**BRIEF:** How many of the lines below contain "styles"? Answer with that number alone.

(Pages as source code)
· · · ·
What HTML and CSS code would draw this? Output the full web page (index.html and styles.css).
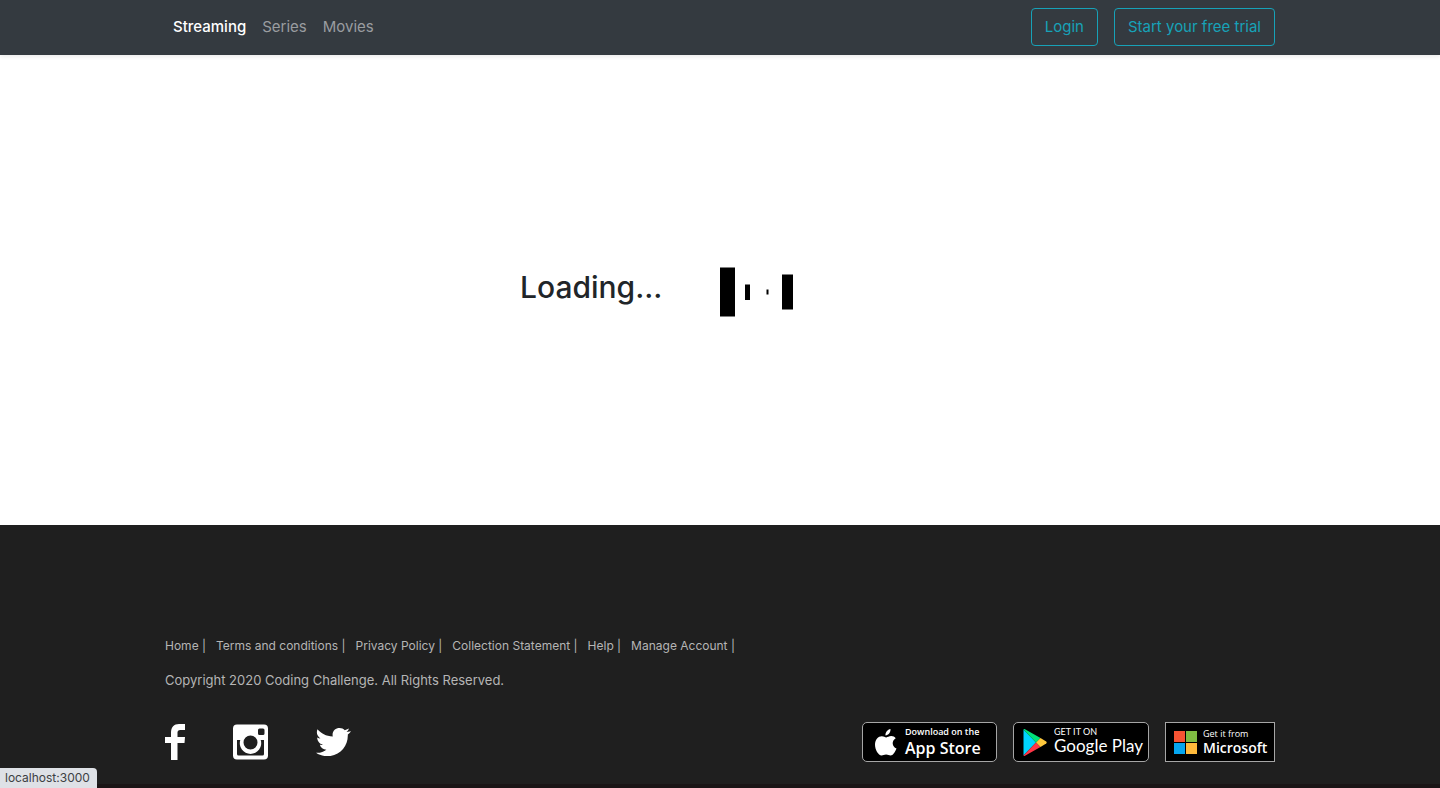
FILE: index.html
```html
<!DOCTYPE html>
<html lang="en">
<head>
<meta charset="utf-8">
<meta name="viewport" content="width=device-width, initial-scale=1">
<title>Streaming</title>
<link rel="stylesheet" href="styles.css">
</head>
<body>
<header class="navbar">
  <div class="container navbar-inner">
    <nav class="nav-links">
      <a class="nav-link active" href="#">Streaming</a>
      <a class="nav-link" href="#">Series</a>
      <a class="nav-link" href="#">Movies</a>
    </nav>
    <div class="nav-actions">
      <button class="btn" type="button">Login</button>
      <button class="btn" type="button">Start your free trial</button>
    </div>
  </div>
</header>
<main class="content">
  <div class="loading">
    <h2 class="loading-title">Loading...</h2>
    <svg class="loading-bars" width="80" height="64" viewBox="0 0 80 64" aria-hidden="true">
      <path d="M0 7.500h15v49H0zM25 24.500h5v15.500h-5zM46.500 29.500h2v5h-2zM62 14.500h11v35H62z"/>
    </svg>
  </div>
</main>
<footer class="footer">
  <div class="container">
    <nav class="footer-links">
      <span><a href="#">Home</a> |</span>
      <span><a href="#">Terms and conditions</a> |</span>
      <span><a href="#">Privacy Policy</a> |</span>
      <span><a href="#">Collection Statement</a> |</span>
      <span><a href="#">Help</a> |</span>
      <span><a href="#">Manage Account</a> |</span>
    </nav>
    <p class="copyright">Copyright 2020 Coding Challenge. All Rights Reserved.</p>
    <div class="footer-bottom">
      <div class="social">
        <a href="#" aria-label="Facebook"><svg width="20" height="36" viewBox="0 0 20 36"><path d="M6 36V19H0v-6h6V9C6 3 9 0 14 0h6v6h-4c-3 0-3.500 1-3.500 3.500V13H20l-.5 6h-7v17z"/></svg></a>
        <a href="#" aria-label="Instagram"><svg width="35" height="36" viewBox="0 0 35 36"><path fill-rule="evenodd" d="M4 .5h27q4 0 4 4v27q0 4-4 4H4q-4 0-4-4v-27q0-4 4-4zM26.500 4.500q-1.500 0-1.500 1.500v3.500q0 1.500 1.500 1.500H30q1.500 0 1.500-1.500V6q0-1.500-1.500-1.500zM4 16v14q0 1.500 1.500 1.500h24q1.500 0 1.500-1.500V16h-3.300a10.700 10.700 0 1 1-20.400 0zM17.500 11.500a7 7 0 1 0 0 14 7 7 0 0 0 0-14z"/></svg></a>
        <a href="#" aria-label="Twitter"><svg width="35" height="28" viewBox="0 0 35 28"><path d="M1.500 1.300C5 5.500 10 8.300 16.800 8.600 15.600 3.500 19.300 0 23.500 0c2.200 0 4 .8 5.300 2.200L33 .6c-.5 1.500-1.400 2.600-2.500 3.500L35 3.300c-.8 1.300-1.900 2.300-3.200 3.300C32.300 18 24 28.200 11.500 28.200 7.200 28.200 3.300 27 0 24.800c4 .3 7.500-.6 10.400-3-3.300-.2-5.700-2.200-6.600-5 1.100.2 2 .2 3.100-.1-3.500-.8-5.700-3.700-5.700-7.200 1 .6 2 .8 3.200.9C1 8 .1 4.500 1.500 1.300z"/></svg></a>
      </div>
      <div class="stores">
        <a class="badge badge-apple" href="#">
          <svg width="22" height="27" viewBox="0 0 22 27"><path fill="#fff" d="M15.500 0c.2 3.500-2 6.300-5 6.400C10.200 3.300 12.500.5 15.500 0zM20.700 9.300c-4.500 2.800-3.600 8.600.8 10.300-1.300 3.600-3.600 7-5.900 7-1.600 0-2.500-1-4.500-1s-3 1-4.500 1C3.300 26.600 0 20.500 0 15.800 0 10.500 3.300 7.200 6.800 7.200c1.900 0 3.300 1.200 4.500 1.200 1.100 0 2.700-1.300 5-1.300 1.700 0 3.400.8 4.400 2.200z"/></svg>
          <span class="badge-text"><span class="badge-small">Download on the</span><span class="badge-large">App Store</span></span>
        </a>
        <a class="badge badge-google" href="#">
          <svg width="24" height="27" viewBox="0 0 24 27"><path fill="#00d4ff" d="M.5.500 13 13.500.5 26.500z"/><path fill="#00e27a" d="M.5.500Q1-.4 2 .2L17.500 9 13 13.500z"/><path fill="#ff3547" d="M.5 26.500Q1 27.400 2 26.800L17.500 18 13 13.500z"/><path fill="#ffc83d" d="M17.500 9l5.700 3.500q1 1 0 2L17.500 18 13 13.500z"/></svg>
          <span class="badge-text"><span class="badge-small">GET IT ON</span><span class="badge-large">Google Play</span></span>
        </a>
        <a class="badge badge-microsoft" href="#">
          <svg width="23" height="23" viewBox="0 0 23 23"><path fill="#f65333" d="M0 0h11v11H0z"/><path fill="#7fbb42" d="M12 0h11v11H12z"/><path fill="#05a6f0" d="M0 12h11v11H0z"/><path fill="#ffba3b" d="M12 12h11v11H12z"/></svg>
          <span class="badge-text"><span class="badge-small">Get it from</span><span class="badge-large">Microsoft</span></span>
        </a>
      </div>
    </div>
  </div>
</footer>
<div class="status">localhost:3000</div>
</body>
</html>
```
FILE: styles.css
```css
* { box-sizing: border-box; }
body {
  margin: 0;
  min-height: 100vh;
  display: flex;
  flex-direction: column;
  background: #fff;
  color: #212529;
  font: 15px/24px Inter, "Liberation Sans", sans-serif;
}
a { color: inherit; text-decoration: none; }
svg { display: block; flex: none; }
.container { width: 100%; max-width: 1110px; margin: 0 auto; }
.navbar {
  background: #343a40;
  box-shadow: 0 2px 4px rgba(0, 0, 0, .08);
  padding: 8px 0 9px;
}
.navbar-inner { display: flex; justify-content: space-between; align-items: center; }
.nav-links { display: flex; }
.nav-link { padding: 0 8px; color: #9a9da0; }
.nav-link.active { color: #fff; font-weight: 500; }
.nav-actions { display: flex; gap: 16px; }
.btn {
  padding: 6px 13px;
  border: 1px solid #17a2b8;
  border-radius: 4px;
  background: transparent;
  color: #17a2b8;
  font: inherit;
}
.content { flex: 1; display: flex; justify-content: center; padding-top: 205px; }
.loading { display: grid; grid-template-columns: 200px 200px; }
.loading-title { margin: 8px 0 0; font-size: 30px; line-height: 38px; font-weight: 500; }
.footer {
  background: #1f1f1f;
  border-bottom: 4px solid #1a1516;
  padding: 112px 0 22px;
  color: #b5b5b5;
}
.footer-links { display: flex; gap: 10px; font-size: 12px; line-height: 18px; }
.copyright { margin: 15px 0 32px; font-size: 13px; line-height: 20px; }
.footer-bottom { display: flex; justify-content: space-between; align-items: center; }
.social { display: flex; align-items: center; gap: 48px; fill: #fff; }
.stores { display: flex; gap: 16px; }
.badge {
  display: flex;
  align-items: center;
  height: 40px;
  border: 1px solid #a6a6a6;
  border-radius: 5px;
  background: #000;
  color: #fff;
  white-space: nowrap;
}
.badge-text { display: flex; flex-direction: column; }
.badge-apple { width: 135px; padding-left: 12px; gap: 8px; font-family: "Open Sans", sans-serif; font-weight: 600; }
.badge-google { width: 136px; padding-left: 9px; gap: 7px; font-family: Lato, sans-serif; }
.badge-microsoft { width: 110px; padding-left: 8px; gap: 6px; border-radius: 0; font-family: "Open Sans", sans-serif; }
.badge-small { font-size: 9px; line-height: 12px; }
.badge-large { font-size: 17px; line-height: 20px; }
.badge-apple .badge-large { font-size: 16px; }
.badge-google .badge-large { line-height: 18px; padding-bottom: 4px; }
.badge-google .badge-small { line-height: 11px; }
.badge-microsoft .badge-large { font-size: 14px; line-height: 16px; font-weight: 600; }
.status {
  position: fixed;
  left: 0;
  bottom: 0;
  padding: 1px 7px 1px 5px;
  border-radius: 0 4px 0 0;
  background: #dee1e6;
  color: #3c4043;
  font-size: 12px;
  line-height: 18px;
}
```
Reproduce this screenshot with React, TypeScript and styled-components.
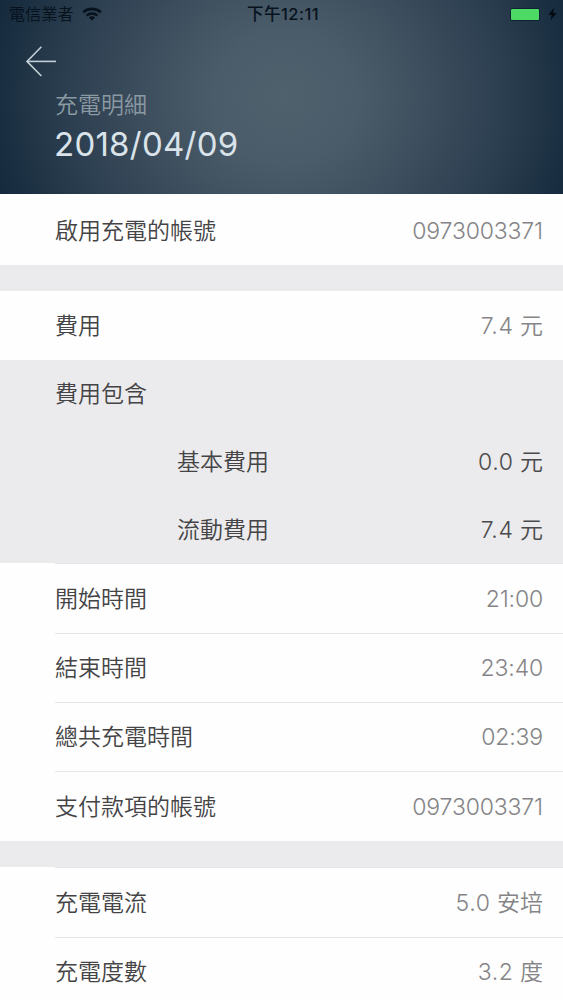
import styled, { createGlobalStyle } from 'styled-components';

interface Detail {
	label: string;
	value: string;
	unit?: string;
}

const FEE_DETAILS: Detail[] = [
	{ label: '基本費用', value: '0.0', unit: '元' },
	{ label: '流動費用', value: '7.4', unit: '元' },
];

const TIME_DETAILS: Detail[] = [
	{ label: '開始時間', value: '21:00' },
	{ label: '結束時間', value: '23:40' },
	{ label: '總共充電時間', value: '02:39' },
	{ label: '支付款項的帳號', value: '0973003371' },
];

const POWER_DETAILS: Detail[] = [
	{ label: '充電電流', value: '5.0', unit: '安培' },
	{ label: '充電度數', value: '3.2', unit: '度' },
];

const WifiIcon = () => (
	<svg width="20" height="14" viewBox="0 0 20 14" fill="none" stroke="#07121d" strokeWidth="2.6">
		<path d="M1.2 5.2C6 .8 14 .8 18.8 5.2" />
		<path d="M4.6 8.6C7.6 5.8 12.4 5.8 15.4 8.6" />
		<path d="M10 13.4 6.9 10.5C8.6 8.9 11.4 8.9 13.1 10.5Z" fill="#07121d" stroke="none" />
	</svg>
);

const BoltIcon = () => (
	<svg width="9" height="12" viewBox="0 0 9 12" fill="#030a12">
		<path d="M5.8 0 .4 6.8H3.7L2.7 12 8.6 4.9H5.1Z" />
	</svg>
);

const BackIcon = () => (
	<svg width="32" height="32" viewBox="0 0 32 32" fill="none" stroke="#c3ced6" strokeWidth="1.6">
		<path d="M31 16.4H2" />
		<path d="M16.4 1.8 2 16.4 16.4 31" />
	</svg>
);

const Amount = ({ value, unit, dark }: { value: string; unit?: string; dark?: boolean }) => (
	<Value $dark={dark} $spaced={!!unit}>
		{value}
		{unit && <Unit>{` ${unit}`}</Unit>}
	</Value>
);

const App = () => {
	return (
		<Screen>
			<GlobalStyle />
			<Header>
				<StatusBar>
					<Carrier>
						電信業者
						<WifiIcon />
					</Carrier>
					<Time>下午12:11</Time>
					<Power>
						<Battery />
						<BoltIcon />
					</Power>
				</StatusBar>
				<BackButton aria-label="返回">
					<BackIcon />
				</BackButton>
				<Subtitle>充電明細</Subtitle>
				<Title>2018/04/09</Title>
			</Header>

			<AccountRow>
				<Label>啟用充電的帳號</Label>
				<Amount value="0973003371" />
			</AccountRow>
			<Gap $height={26} />
			<Row $height={69}>
				<Label>費用</Label>
				<Amount value="7.4" unit="元" />
			</Row>

			<FeeSection>
				<Row $height={68}>
					<Label>費用包含</Label>
				</Row>
				{FEE_DETAILS.map(({ label, value, unit }) => (
					<Row key={label} $height={68} $nested>
						<Label>{label}</Label>
						<Amount value={value} unit={unit} dark />
					</Row>
				))}
			</FeeSection>

			<List>
				{TIME_DETAILS.map(({ label, value }) => (
					<ListRow key={label}>
						<Label>{label}</Label>
						<Amount value={value} />
					</ListRow>
				))}
			</List>
			<Gap $height={26.8} />
			<List>
				{POWER_DETAILS.map(({ label, value, unit }) => (
					<ListRow key={label}>
						<Label>{label}</Label>
						<Amount value={value} unit={unit} />
					</ListRow>
				))}
			</List>
		</Screen>
	);
};

export default App;

const GlobalStyle = createGlobalStyle`
	* {
		box-sizing: border-box;
	}
	body {
		margin: 0;
		background: #fff;
		font-family: Inter, "Noto Sans CJK TC", sans-serif;
	}
`;

const Screen = styled.main`
	display: flex;
	flex-direction: column;
	width: 563px;
	height: 1000px;
	overflow: hidden;
	background: #fefefe;
`;

const Header = styled.header`
	display: flex;
	flex-direction: column;
	flex-shrink: 0;
	height: 194px;
	background: radial-gradient(
		ellipse 325px 300px at 285px 97px,
		#50616e 0%,
		#4a5b69 22%,
		#3c4d5d 45%,
		#2b3e4f 68%,
		#1a2f41 86%,
		#10253a 100%
	);
`;

const StatusBar = styled.div`
	display: grid;
	grid-template-columns: 1fr auto 1fr;
	align-items: center;
	height: 28px;
	padding: 0 6px 0 9px;
	color: #07121d;
	font-size: 16px;
	line-height: 28px;
`;

const Carrier = styled.div`
	display: flex;
	gap: 8px;
	align-items: center;
	letter-spacing: 0.2px;
`;

const Time = styled.span`
	font-size: 16.5px;
	font-weight: 500;
	letter-spacing: 0.5px;
`;

const Power = styled.div`
	display: flex;
	gap: 8px;
	align-items: center;
	justify-content: flex-end;
`;

const Battery = styled.span`
	width: 30px;
	height: 13px;
	border: 1px solid #102334;
	border-radius: 2px;
	background: #4cd964;
`;

const BackButton = styled.button`
	display: flex;
	width: 32px;
	height: 32px;
	margin: 17px 0 0 25px;
	padding: 0;
	border: 0;
	background: none;
`;

const Subtitle = styled.p`
	margin: 11px 0 0 55px;
	color: #8b99a3;
	font-size: 23px;
	font-weight: 350;
	line-height: 34px;
`;

const Title = styled.h1`
	margin: 1px 0 0 54px;
	color: #dae3ea;
	font-size: 33px;
	font-weight: 400;
	letter-spacing: 0.25px;
	line-height: 42px;
`;

const Row = styled.div<{ $height: number; $nested?: boolean }>`
	display: flex;
	flex-shrink: 0;
	align-items: center;
	justify-content: space-between;
	height: ${({ $height }) => $height}px;
	padding: 0 20px 0 ${({ $nested }) => ($nested ? 177 : 55)}px;
`;

const AccountRow = styled(Row).attrs({ $height: 71 })`
	padding-top: 2px;
`;

const Gap = styled.div<{ $height: number }>`
	flex-shrink: 0;
	height: ${({ $height }) => $height}px;
	background: #ebeaec;
`;

const FeeSection = styled.section`
	flex-shrink: 0;
	margin-bottom: -0.6px;
	background: #ebeaec;
`;

const List = styled.section`
	flex-shrink: 0;
	padding-left: 55px;
	background: #fefefe;
`;

const ListRow = styled.div`
	display: flex;
	align-items: center;
	justify-content: space-between;
	height: 69.3px;
	padding: 0.5px 20px 0 0;
	border-top: 1px solid #e6e6e8;
`;

const Label = styled.span`
	color: #444446;
	font-size: 23px;
	font-weight: 350;
	line-height: 34px;
`;

const Value = styled.span<{ $dark?: boolean; $spaced?: boolean }>`
	color: ${({ $dark }) => ($dark ? '#4a4a4c' : '#858587')};
	font-size: 23px;
	font-weight: 300;
	letter-spacing: ${({ $spaced }) => ($spaced ? '0.6px' : '-0.15px')};
	line-height: 34px;
`;

const Unit = styled.span`
	font-weight: 350;
	letter-spacing: 0;
`;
· · · ·
**SOLUTION BELOW:** 3